Decorations are vital – Poundland will become your best friend. Baubles, fairy lights and piles of tinsel are all classics. For a more DIY approach, why not try homemade snowflakes for the windows? Don’t forget the crackers – cheesy photos of everyone in paper crowns is a must. If you can pin down a day when everyone is free from sport/lectures/ not already running home with a bag full of dirty laundry, then the talk of budget is next. A roast bird (chicken is the cheapest meat), with potatoes, carrots, stuffing, gravy, could, with some savvy shopping, costs about £5 per person for around 12 people. Morrisons usually have good seasonal offers starting around now too.

Now the food: for many freshers, or indeed more experienced students, the idea of organising a Christmas meal in your flat or house with mismatched equipment and a poky student kitchen is one that fills you with dread. The Christmas meal is likely to be the most complicated you’ll put together in the whole year. Timing the different elements of a ‘roast dinner’ isn’t easy, especially when you factor in the gargantuan proportions of the poultry and the various ‘trimmings’ demanded by housemates. It would be lovely to now give you a point by point ‘cut out and keep’ timing list for the day but it would involve me specifying your menu, the time you eat and probably the weight of your bird, and ,not being a celebrity chef, I lack the arrogance or audacity to actually pull that off.

So, my biggest piece of advice: the most important thing is not to panic – enjoy yourself! What’s the worst that can happen? Cooking and preparing a meal should be just as fun as eating. Food hits the table a little late? People will simply have slightly sharper appetites when waiting a little and will enjoy their lunch all the more. Most importantly, just make sure you have enough gravy to hide any of your mishaps!

 

Tradition Mince Pies

350g Plain flour
220g Butter
100g Sugar
280g Mincemeat (can be bought pre-made)
1 Egg (beaten)
Icing sugar for dusting
Cupcake tin
Price for 15: Approx £3.50

 

Traditionally Christmassy, mince pies are deceptively easy to make and so tasty! Mix together the butter and flour with your hands, slowly adding sugar (and a pinch of salt) and a small amount of the beaten egg until you have a large dough ball. For chocolate mince pies add cocoa powder to the mixing process. Butter a cupcake tin and grab a walnut sized amount of dough and flatten into the cupcake mould to create the base. Spoon in a generous amount of the mincemeat and using a smaller amount of the dough, flatten between your hands and create a lid. Place directly on top of the base and pressing the edges together using your fingers and extra dough if necessary. The pies can then be frozen or you can cook them straight away. Coat the tops with beaten egg and cook in a hot oven for 20 minutes until golden. Once cooled dust with icing sugar and prepare for compliments!

Gingerbread People

350g Self-raising flour/plain flour and one teaspoon bicarbonate soda
175g Sugar (brown sugar helps the golden colour)
100g Butter/Margarine
1 Egg
4 Tablespoons of Golden Syrup
1-2 Teaspoons of Ground Ginger Spice
Icing Sugar and Decorations as required
Price for 15 Gingerbread Men: Approx £3.50

The perfect group activity for Christmassy bonding, Gingerbread Men are incredibly easy to make and the decorating possibilities are endless. Just mix flour and ground ginger into butter with your fingers and add the sugar, egg and golden syrup slowly to the crumbly mixture to form a dough. Coat your surface with a small amount of flour and roll out the mixtureuntil it is 5mm thick. Using knives or pastry cutters create your desired people/objects, placing them on a greased baking tray to cook for 15 minutes on a medium-high heat. When golden brown, allow to cool and then allow your imagination to run wild. Perhaps you can even recreate your flatmates?!

Alcoholic Truffles

150g Dark chocolate (at least 75%)
150ml Thick double cream
25g Unsalted butter
2 Tablespoons of an alcoholic beverage of your choice if making alcoholic truffles (rum works best)
1 Tablespoon Greek Yoghurt
Cocoa powder
Price for Approx 35: Approx £5 (without alcohol)

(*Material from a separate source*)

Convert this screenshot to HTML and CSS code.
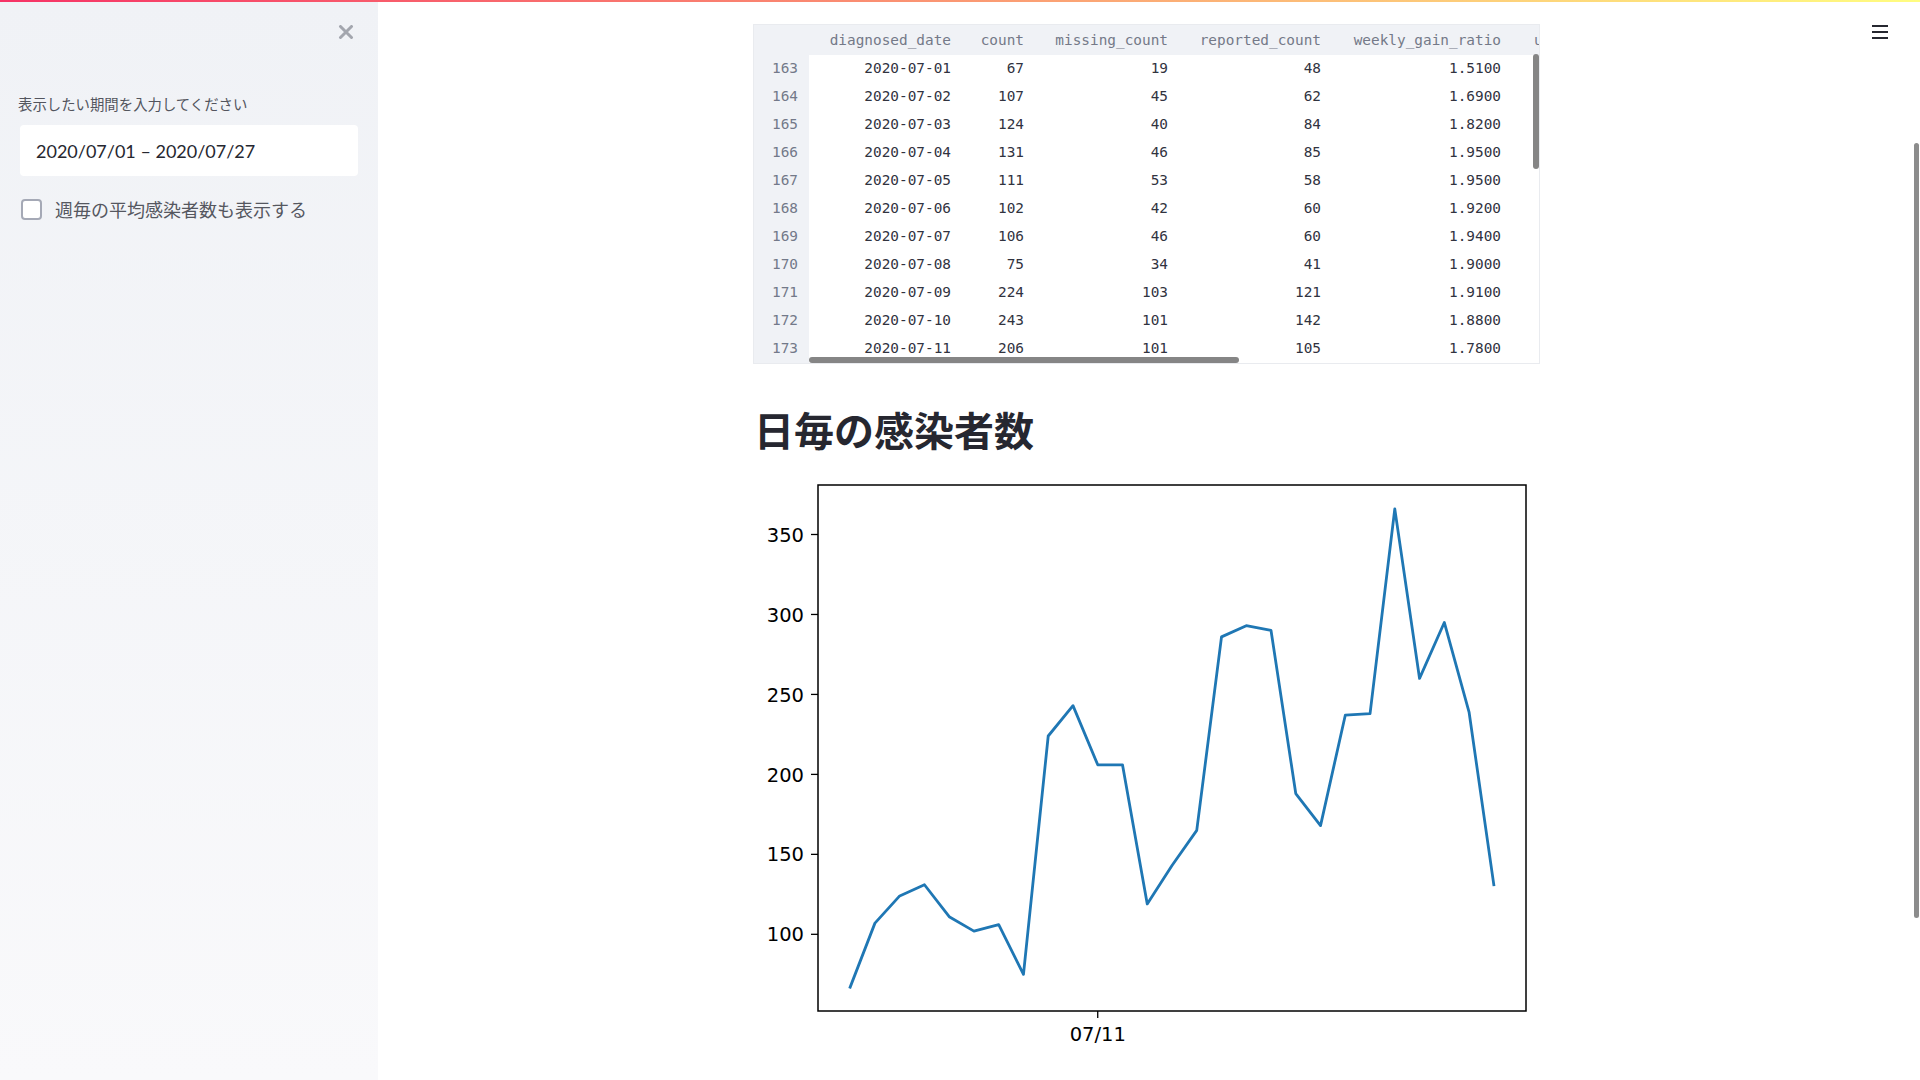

Homemade truffles can make inexpensive and unique gifts! Simply crush, grate or ideally use a blender to make the chocolate granular, almost the consistency of sugar. Melt butter in a pan, or cheat by using the microwave, with cream and alcohol (if desired) until it simmers. Stir or blend this mixture with the chocolate until smooth, adding yoghurt and mixing again. Transfer the liquid mixture into a bowl or different bowls if you wish to add ginger, spices or flavouring for special gifts. Cover the mixture with clingfilm and refrigerate overnight, solidifying by morning. Take a heaped teaspoon amount and roll it into a ball before covering entirely it with cocoa powder for a smooth finish. Gently place in its paper case for perfect presentation!
The truffles can be frozen but best kept refrigerated before given as a gift.